Quel avenir pour ce texte ? En avril 2023, les sénateurs macronistes avaient voté avec la gauche contre la proposition de loi la jugeant "clivante". A l'époque, Pap Ndiaye était ministre de l'éducation nationale et il marquait son opposition à ce texte. "Nous partageons de nombreux constats mais nos solutions diffèrent", disait-il. Avec Attal puis Belloubet, les macronistes ont nettement glissé à droite, voire à l'extrême droite, sur les questions éducatives. On l'a vu avec la suppression du collège unique grâce au "choc des savoirs". Ou encore avec le brevet transformé en examen d'entrée au lycée. En juin 2024, Emmanuel Macron lui-même demandait que les directeurs d'école recrutent et payent "leurs" enseignants. Macronistes, droite et extrême droite partagent maintenant le même projet éducatif. La réforme de la formation des enseignants en est un bel exemple.

Lors de la discussion de ce texte en séance au Sénat, le sénateur écologiste Thomas Dossus avait prédit l'avenir. "Avec ce texte, (la droite) entreprend méthodiquement de déstructurer l’école républicaine et de faire prospérer ses lubies réactionnaires. Nous sommes inquiets lorsque le Gouvernement explique qu’il ne faut pas aller si vite : c’est ce qu’il disait ces dernières années à propos de l’amendement sur les retraites… Ce texte fera-t-il partie d’un futur deal avec la droite ? Nous sommes soucieux pour l’avenir de l’école".

Pour quels résultats ?

Puisque le moment semble venu de la reconfiguration majoritaire à droite, cette gestion privée de l'Ecole publique peut-elle porter des résultats ? Oui si on pense budget. En libéralisant les curricula on peut ajuster le nombre d'enseignants aux objectifs budgétaires très facilement. En dévaluant la formation des enseignants, particulièrement celle des professeurs des écoles, on ouvre la voie à la baisse des rémunérations. En territorialisant le recrutement on remet en question le statut de fonctionnaire et on fait des contractuels la norme pour les enseignants.

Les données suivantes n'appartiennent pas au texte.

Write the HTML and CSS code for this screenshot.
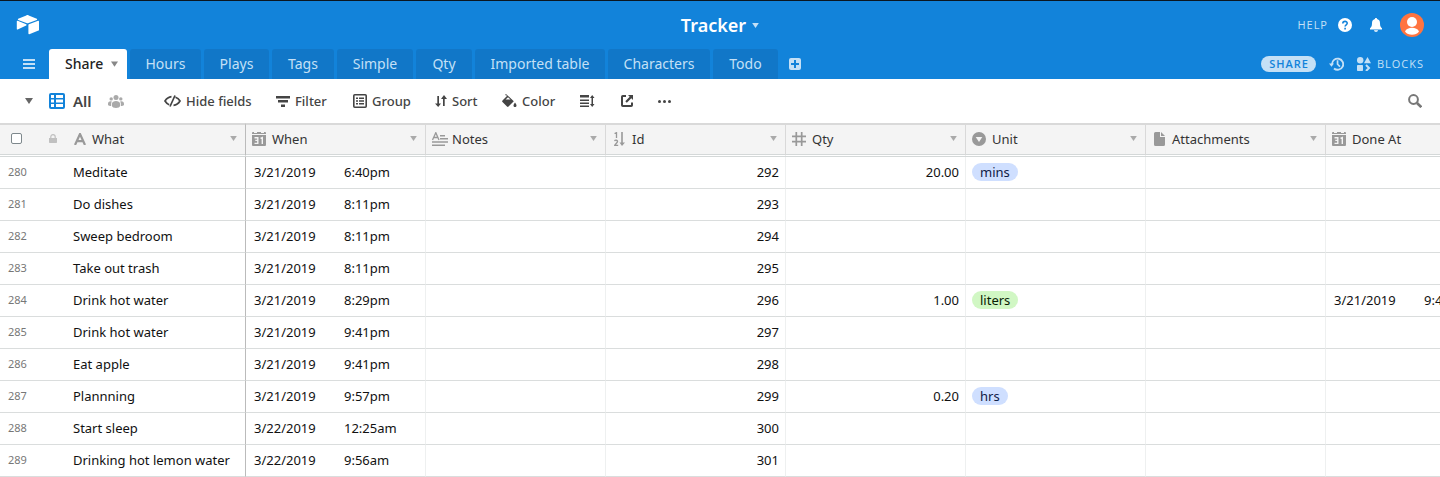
FILE: index.html
```
<!DOCTYPE html>
<html lang="en">
<head>
<meta charset="utf-8">
<title>Tracker</title>
<link rel="stylesheet" href="styles.css">
</head>
<body>
<svg class="defs" aria-hidden="true">
  <symbol id="caret" viewBox="0 0 8 6"><path d="M0 0h8L4 6z"/></symbol>
  <symbol id="calendar" viewBox="0 0 14 14"><path d="M0 1a1 1 0 0 1 1-1h1v1h3V0h4v1h3V0h1a1 1 0 0 1 1 1v1H0zM0 3h14v10a1 1 0 0 1-1 1H1a1 1 0 0 1-1-1z"/><path d="M2.500 5.700h3.300v2.700H3.300h2.500v3H2.500M8.500 6.300l1.800-.8v6.500" fill="none" stroke="#f4f4f4" stroke-width="1.400"/></symbol>
</svg>

<header class="top">
  <div class="bar">
    <a class="logo" href="#" aria-label="Home">
      <svg width="24" height="20" viewBox="0 0 24 20"><path d="M10.300.4 2.200 3.800c-.5.200-.5.900 0 1.100l8.200 3.200c.8.300 1.500.3 2.200 0l8.200-3.200c.5-.2.500-.9 0-1.100L12.700.4c-.8-.4-1.600-.4-2.400 0z"/><path d="M12.400 9.900v8.700c0 .5.500.8.900.6l9.200-3.600c.3-.1.500-.3.500-.6V6.400c0-.5-.5-.8-.9-.6l-9.200 3.500c-.3.100-.5.300-.5.600zM10.200 10.400l-2.700 1.300-5.800 2.800c-.4.200-.9-.1-.9-.5V6.300c0-.3.300-.7.900-.6l8.500 3.500c.5.200.5.900 0 1.200z"/></svg>
    </a>
    <button class="title" type="button">Tracker <svg width="7" height="5"><use href="#caret"/></svg></button>
    <div class="account">
      <button class="help" type="button">HELP
        <svg width="14" height="14" viewBox="0 0 14 14"><circle cx="7" cy="7" r="7" fill="#fff"/><path d="M4.800 5.500C4.800 2.600 9.300 2.700 9.200 5.300 9.200 6.800 7.100 6.900 7.100 8.600M7.100 9.700v1.700" fill="none" stroke="#1283da" stroke-width="1.600"/></svg>
      </button>
      <button class="bell" type="button" aria-label="Notifications"><svg width="12" height="14" viewBox="0 0 12 14"><path d="M6 0c.8 0 1.100.5 1.100 1.100C9.300 1.700 10 3.300 10 5.200c0 3 .8 4.200 2 5.100v1.200H0v-1.200c1.200-.9 2-2.100 2-5.100 0-1.900.7-3.500 2.900-4.100C4.900.5 5.200 0 6 0zM4 12.300h4C7.700 14.300 4.300 14.300 4 12.300z"/></svg></button>
      <button type="button" aria-label="Account"><svg width="24" height="24" viewBox="0 0 24 24"><circle cx="12" cy="12" r="12" fill="#ff7440"/><circle cx="12" cy="9" r="5" fill="#fff"/><path d="M5 18.500c2-5 12-5 14 0-3 4.300-11 4.300-14 0z" fill="#fff"/></svg></button>
    </div>
  </div>
  <div class="bar tabs-bar">
    <button class="menu" type="button" aria-label="Menu"><svg width="12" height="10" viewBox="0 0 12 10"><path d="M0 0h12v2H0zM0 4h12v2H0zM0 8h12v2H0z"/></svg></button>
    <nav class="tabs">
      <a class="tab active" href="#">Share <svg width="7" height="6"><use href="#caret"/></svg></a>
      <a class="tab" href="#">Hours</a>
      <a class="tab" href="#">Plays</a>
      <a class="tab" href="#">Tags</a>
      <a class="tab" href="#">Simple</a>
      <a class="tab" href="#">Qty</a>
      <a class="tab" href="#">Imported table</a>
      <a class="tab" href="#">Characters</a>
      <a class="tab" href="#">Todo</a>
    </nav>
    <button class="add" type="button" aria-label="Add table"><svg width="12" height="12" viewBox="0 0 12 12"><rect width="12" height="12" rx="2"/><path d="M6 2v8M2 6h8" stroke="#1283da" stroke-width="2"/></svg></button>
    <div class="actions">
      <button class="share" type="button">SHARE</button>
      <button type="button" aria-label="History"><svg width="15" height="14" viewBox="0 0 15 14"><path d="M3 7.300A5.600 5.600 0 1 1 5 11.500" fill="none" stroke="#c4e0f6" stroke-width="1.900"/><path d="M0 6.500h5L2.500 9.800zM7.700 3.300h1.700v3.600l2.200 2.200-1.200 1.200-2.700-2.700z"/></svg></button>
      <button class="blocks" type="button"><svg width="14" height="14" viewBox="0 0 14 14"><circle cx="3.200" cy="3.200" r="3.200"/><path d="M10.500 0 14 6.200H7z"/><rect y="8" width="6" height="6" rx=".7"/><path d="m9 8 3 3-3 3" fill="none" stroke="#c4e0f6" stroke-width="2"/></svg>BLOCKS</button>
    </div>
  </div>
</header>

<div class="toolbar">
  <button class="views" type="button" aria-label="Views"><svg width="8" height="6"><use href="#caret"/></svg></button>
  <button class="view" type="button">
    <svg width="16" height="16" viewBox="0 0 16 16"><rect width="16" height="16" rx="2" fill="#1283da"/><path d="M2 2h3v3H2zM7 2h7v3H7zM2 6.500h3v3H2zM7 6.500h7v3H7zM2 11h3v3H2zM7 11h7v3H7z" fill="#fff"/></svg>
    All
    <svg class="people" width="16" height="13" viewBox="0 0 16 13"><circle cx="8" cy="2.500" r="2.500"/><circle cx="3.200" cy="3.900" r="1.700"/><circle cx="12.800" cy="3.900" r="1.700"/><path d="M4 11V8.500C4 5.100 12 5.100 12 8.500V11c0 2.600-8 2.600-8 0zM3.300 6.400C1 6.200 0 7.200 0 8.800v1c.5 1 1.800 1.300 3.200 1.300V8.500c0-.9.500-1.500 1-1.900zM12.700 6.400c2.300-.2 3.300.8 3.300 2.400v1c-.5 1-1.800 1.300-3.200 1.300V8.500c0-.9-.5-1.500-1-1.900z"/></svg>
  </button>
  <div class="tools">
    <button type="button"><svg width="17" height="12" viewBox="0 0 17 12"><path d="M7.500 1.700C4.500 2 2.300 4 1 6c.8 1.300 2.200 2.900 4.200 3.700M11.500 2.200C13.800 3 15.300 4.800 16 6c-1.200 2-3.300 4-6.500 4.300M11 .5 6 11.500" fill="none" stroke="#444" stroke-width="1.700"/></svg>Hide fields</button>
    <button type="button"><svg width="14" height="11" viewBox="0 0 14 11"><path d="M0 0h14v2.500H0zM2 4h10v2.500H2zM5 8.500h4V11H5z"/></svg>Filter</button>
    <button type="button"><svg width="14" height="14" viewBox="0 0 14 14"><rect x=".8" y=".8" width="12.400" height="12.400" rx="1" fill="none" stroke="#444" stroke-width="1.600"/><path d="M3 3.500h2V5H3zM6 3.500h5V5H6zM3 6.300h2v1.500H3zM6 6.300h5v1.500H6zM3 9.100h2v1.500H3zM6 9.100h5v1.500H6z"/></svg>Group</button>
    <button type="button"><svg width="12" height="12" viewBox="0 0 12 12"><path d="M2.300 1h1.700v7.500h2L3.200 12 0 8.500h2.300zM8 11V4H6l3-4 3 4H9.700v7z"/></svg>Sort</button>
    <button type="button"><svg width="15" height="14" viewBox="0 0 15 14"><path d="m4 0 7.800 7.200L6.500 12.500c-.5.500-1 .5-1.500 0L.5 8c-.5-.5-.5-1 0-1.500l4.700-4.700L3 1zM13 8.500c1 1.500 1.500 2.300 1.500 3.200 0 1.800-3 1.800-3 0 0-.9.500-1.700 1.500-3.200z"/><path d="m3.600 5.600 2.400-2.300L8.600 5.600z" fill="#fff"/></svg>Color</button>
    <button type="button" aria-label="Row height"><svg width="15" height="12" viewBox="0 0 15 12"><path d="M0 0h9v2.500H0zM0 4.500h9V6H0zM0 7.500h9V9H0zM0 10.500h9V12H0zM12.200 0 14.500 3H13v6h1.500l-2.300 3L10 9h1.500V3H10z"/></svg></button>
    <button type="button" aria-label="Share view"><svg width="12" height="12" viewBox="0 0 12 12"><path d="M5 1H1.800Q1 1 1 1.800v8.400q0 .8.800.8h8.400q.8 0 .8-.8V7.500" fill="none" stroke="#444" stroke-width="2"/><path d="M7 0h5v5l-1.700-1.700L5.800 7.700 4.300 6.200l4.400-4.500z"/></svg></button>
    <button type="button" aria-label="More"><svg width="13" height="3" viewBox="0 0 13 3"><circle cx="1.500" cy="1.500" r="1.500"/><circle cx="6.500" cy="1.500" r="1.500"/><circle cx="11.500" cy="1.500" r="1.500"/></svg></button>
  </div>
  <button class="search" type="button" aria-label="Search"><svg width="14" height="14" viewBox="0 0 14 14"><circle cx="5.500" cy="5.500" r="4.400" fill="none" stroke="#777" stroke-width="2"/><path d="m9 9 4.300 4.200" stroke="#777" stroke-width="2.600"/></svg></button>
</div>

<main class="grid-wrap">
<table class="grid">
  <colgroup><col class="c-num"><col class="c-name"><col><col><col><col><col><col><col></colgroup>
  <thead>
    <tr>
      <th><div class="head first"><input type="checkbox" aria-label="Select all"><svg class="lock" width="8" height="9" viewBox="0 0 8 9"><path d="M0 4h8v4.200q0 .8-.8.800H.8Q0 9 0 8.200z"/><path d="M1.800 4V2.800c0-2.800 4.400-2.800 4.400 0V4" fill="none" stroke="#c0c0c0" stroke-width="1.200"/></svg></div></th>
      <th class="name"><div class="head"><span class="icon"><svg width="12" height="12" viewBox="0 0 12 12"><path d="M1 12 6 1l5 11M3 8.200h6" fill="none" stroke="#999" stroke-width="2.200"/></svg></span>What<svg class="caret" width="7" height="5"><use href="#caret"/></svg></div></th>
      <th><div class="head"><span class="icon"><svg width="14" height="14"><use href="#calendar"/></svg></span>When<svg class="caret" width="7" height="5"><use href="#caret"/></svg></div></th>
      <th><div class="head"><span class="icon"><svg width="16" height="14" viewBox="0 0 16 14"><path d="M.500 8 3.800.7 7 8M1.800 5.500h4" fill="none" stroke="#999" stroke-width="1.300"/><path d="M8 3h5v1.500H8zM8 6h8v1.500H8zM0 9.300h16v1.500H0zM0 12.500h13V14H0z"/></svg></span>Notes<svg class="caret" width="7" height="5"><use href="#caret"/></svg></div></th>
      <th><div class="head"><span class="icon inset"><svg width="11" height="14" viewBox="0 0 11 14"><path d="M.5 1.500 2.500.7V6M.6 9.200C1 7.700 3.800 8 3.500 9.700 3.300 11 1.500 11.800.8 13.300h3.400" fill="none" stroke="#999" stroke-width="1.300"/><path d="M7.200 0h1.600v10.500H11L8 14l-2.500-3.500h1.700z"/></svg></span>Id<svg class="caret" width="7" height="5"><use href="#caret"/></svg></div></th>
      <th><div class="head"><span class="icon"><svg width="14" height="14" viewBox="0 0 14 14"><path d="M4.300 0v14M9.700 0v14M0 4.300h14M0 9.700h14" stroke="#999" stroke-width="1.700"/></svg></span>Qty<svg class="caret" width="7" height="5"><use href="#caret"/></svg></div></th>
      <th><div class="head"><span class="icon"><svg width="14" height="14" viewBox="0 0 14 14"><circle cx="7" cy="7" r="7"/><path d="M3.700 5h6.600L7 10z" fill="#f4f4f4"/></svg></span>Unit<svg class="caret" width="7" height="5"><use href="#caret"/></svg></div></th>
      <th><div class="head"><span class="icon inset"><svg width="11" height="14" viewBox="0 0 11 14"><path d="M1.500 0H6v5h5v7.500q0 1.500-1.500 1.500h-8Q0 14 0 12.500v-11Q0 0 1.500 0zM7 0l4 4H7z"/></svg></span>Attachments<svg class="caret" width="7" height="5"><use href="#caret"/></svg></div></th>
      <th><div class="head"><span class="icon"><svg width="14" height="14"><use href="#calendar"/></svg></span>Done At<svg class="caret" width="7" height="5"><use href="#caret"/></svg></div></th>
    </tr>
  </thead>
  <tbody>
    <tr><td class="num">280</td><td class="name">Meditate</td><td><div class="date"><span>3/21/2019</span><span>6:40pm</span></div></td><td></td><td class="right">292</td><td class="right">20.00</td><td class="select"><span class="pill blue">mins</span></td><td></td><td></td></tr>
    <tr><td class="num">281</td><td class="name">Do dishes</td><td><div class="date"><span>3/21/2019</span><span>8:11pm</span></div></td><td></td><td class="right">293</td><td></td><td></td><td></td><td></td></tr>
    <tr><td class="num">282</td><td class="name">Sweep bedroom</td><td><div class="date"><span>3/21/2019</span><span>8:11pm</span></div></td><td></td><td class="right">294</td><td></td><td></td><td></td><td></td></tr>
    <tr><td class="num">283</td><td class="name">Take out trash</td><td><div class="date"><span>3/21/2019</span><span>8:11pm</span></div></td><td></td><td class="right">295</td><td></td><td></td><td></td><td></td></tr>
    <tr><td class="num">284</td><td class="name">Drink hot water</td><td><div class="date"><span>3/21/2019</span><span>8:29pm</span></div></td><td></td><td class="right">296</td><td class="right">1.00</td><td class="select"><span class="pill green">liters</span></td><td></td><td><div class="date"><span>3/21/2019</span><span>9:41pm</span></div></td></tr>
    <tr><td class="num">285</td><td class="name">Drink hot water</td><td><div class="date"><span>3/21/2019</span><span>9:41pm</span></div></td><td></td><td class="right">297</td><td></td><td></td><td></td><td></td></tr>
    <tr><td class="num">286</td><td class="name">Eat apple</td><td><div class="date"><span>3/21/2019</span><span>9:41pm</span></div></td><td></td><td class="right">298</td><td></td><td></td><td></td><td></td></tr>
    <tr><td class="num">287</td><td class="name">Plannning</td><td><div class="date"><span>3/21/2019</span><span>9:57pm</span></div></td><td></td><td class="right">299</td><td class="right">0.20</td><td class="select"><span class="pill blue">hrs</span></td><td></td><td></td></tr>
    <tr><td class="num">288</td><td class="name">Start sleep</td><td><div class="date"><span>3/22/2019</span><span>12:25am</span></div></td><td></td><td class="right">300</td><td></td><td></td><td></td><td></td></tr>
    <tr><td class="num">289</td><td class="name">Drinking hot lemon water</td><td><div class="date"><span>3/22/2019</span><span>9:56am</span></div></td><td></td><td class="right">301</td><td></td><td></td><td></td><td></td></tr>
  </tbody>
</table>
</main>
</body>
</html>
```
FILE: styles.css
```
* { box-sizing: border-box; }

body {
  margin: 0;
  background: #fff;
  color: #111;
  font: 13px/20px "Noto Sans", sans-serif;
}

button {
  display: flex;
  align-items: center;
  padding: 0;
  border: 0;
  background: none;
  color: inherit;
  font: inherit;
  cursor: pointer;
}

a { color: inherit; text-decoration: none; }
svg { flex: none; fill: currentColor; }
.defs { position: absolute; width: 0; height: 0; }

/* Header */
.top {
  border-top: 1px solid #0b1620;
  background: #1283da;
  color: #c4e0f6;
}

.bar {
  display: grid;
  grid-template-columns: 1fr auto 1fr;
  align-items: center;
  height: 48px;
  padding: 0 16px;
}

.logo { display: flex; color: #fff; }

.title {
  gap: 6px;
  color: #fff;
  font-size: 18px;
  font-weight: 600;
}
.title svg { color: #c4e0f6; }

.account {
  display: flex;
  align-items: center;
  justify-content: flex-end;
  gap: 18px;
}
.bell { color: #fff; }

.help, .share, .blocks {
  font-family: "Open Sans", sans-serif;
  font-size: 11px;
  letter-spacing: 1px;
}
.help { gap: 10px; }

.tabs-bar {
  display: flex;
  align-items: stretch;
  height: 30px;
}

.menu { width: 33px; padding-left: 7px; }

.tabs {
  display: grid;
  grid-template-columns: 78px 71px 65px 62px 76px 56px 130px 102px 65px;
  gap: 3px;
}

.tab {
  display: flex;
  align-items: center;
  justify-content: center;
  border-radius: 3px 3px 0 0;
  background: #1177c8;
  font-size: 14px;
  white-space: nowrap;
}

.tab.active {
  justify-content: space-between;
  padding: 0 9px 0 16px;
  background: #fff;
  color: #222;
  font-weight: 500;
}
.tab.active svg { color: #888; }

.add { margin-left: 11px; }

.actions {
  display: flex;
  align-items: center;
  gap: 13px;
  margin-left: auto;
}

.share {
  height: 16px;
  padding: 0 7px 0 8px;
  border-radius: 8px;
  background: #c4e0f6;
  color: #1283da;
  font-weight: 600;
}
.blocks { gap: 6px; }

/* View toolbar */
.toolbar {
  display: flex;
  align-items: center;
  height: 44px;
  padding: 0 18px 0 25px;
  color: #444;
  font-weight: 500;
}

.views { width: 24px; color: #666; }

.view {
  gap: 8px;
  width: 115px;
  font-size: 15px;
  font-weight: 600;
}
.view .people { margin-left: 8px; color: #aaa; }

.tools {
  display: grid;
  grid-template-columns: 112px 77px 82px 67px 78px 41px 37px 14px;
  align-items: center;
}
.tools button { gap: 5px; white-space: nowrap; }

.search { margin-left: auto; }

/* Records */
.grid-wrap { overflow: hidden; }

.grid {
  width: 1506px;
  table-layout: fixed;
  border-collapse: separate;
  border-spacing: 0;
}

.c-num { width: 65px; }
.c-name { width: 181px; }

th {
  height: 34px;
  padding: 0;
  border-top: 2px solid #d9d9d9;
  border-bottom: 3px double #d4d8d8;
  border-right: 1px solid #d9d9d9;
  background: #f4f4f4;
  background-clip: padding-box;
  color: #333;
  font-weight: 400;
}

th:first-child, td.num { border-right: 0; }
th.name, td.name { border-right: 1px solid #bbb; }

.head {
  display: flex;
  align-items: center;
  height: 29px;
  padding: 0 8px 2px 6px;
}

.head .icon {
  display: flex;
  width: 20px;
  color: #999;
}
.head .inset { padding-left: 2px; }

.name .head { padding-left: 9px; }
.name .icon { width: 18px; }
.head .caret { margin-left: auto; color: #aaa; }

.head.first {
  justify-content: space-between;
  padding: 0 8px 2px 11px;
}
.lock { color: #c0c0c0; }

.first input {
  appearance: none;
  width: 11px;
  height: 11px;
  margin: 0;
  border: 1px solid #7e888c;
  border-radius: 2px;
  background: #fff;
}

td {
  height: 32px;
  padding: 0 8px 2px;
  border-right: 1px solid #eef0f0;
  border-bottom: 1px solid #dadddd;
  white-space: nowrap;
}

td.num { color: #777; font-size: 11px; }
td.right { padding-right: 6px; text-align: right; }
td.select { padding-left: 6px; }

.date {
  display: grid;
  grid-template-columns: 62px auto;
  justify-content: start;
  gap: 28px;
}

.pill {
  display: inline-block;
  padding: 0 8px;
  border-radius: 9px;
  line-height: 18px;
}
.blue { background: #cfdfff; color: #102046; }
.green { background: #d1f7c4; color: #0b1d05; }
```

Par contre on peut s'interroger sur les résultats pédagogiques. Parce que cette réforme a déjà été appliquée. La Suède a connu une réforme identique qui a fait passer le système éducatif d'étatique et centralisé en une décentralisation totale, les établissements étant confiés à des chefs ayant totale liberté de gestion et pédagogie. En mai 2015, les résultats étaient tels que l'OCDE a demandé (et obtenu) à l'état suédois de reprendre les choses en main. Pisa enregistrait une triple baisse : celle des résultats des élèves suédois en compréhension de l'écrit, en maths et en sciences, celle du recrutement des enseignants leur statut social s'étant effondré et enfin celle du recrutement des chefs d'établissement.

Le Pacte de la droite républicaine sur l'Ecole aurait cela à affronter dans l'avenir. Dans l'immédiat il aurait à faire accepter la réforme aux enseignants et aussi aux élus locaux fort attachés à leurs prérogatives. Il trouverait aussi face à lui une particularité française bien décrite par Xavier Pons : le fort attachement du pays à une éducation nationale et à ses communs.  En attendant, cet épisode démontre qu'après les législatives "rien n'est acquis pour l'Ecole".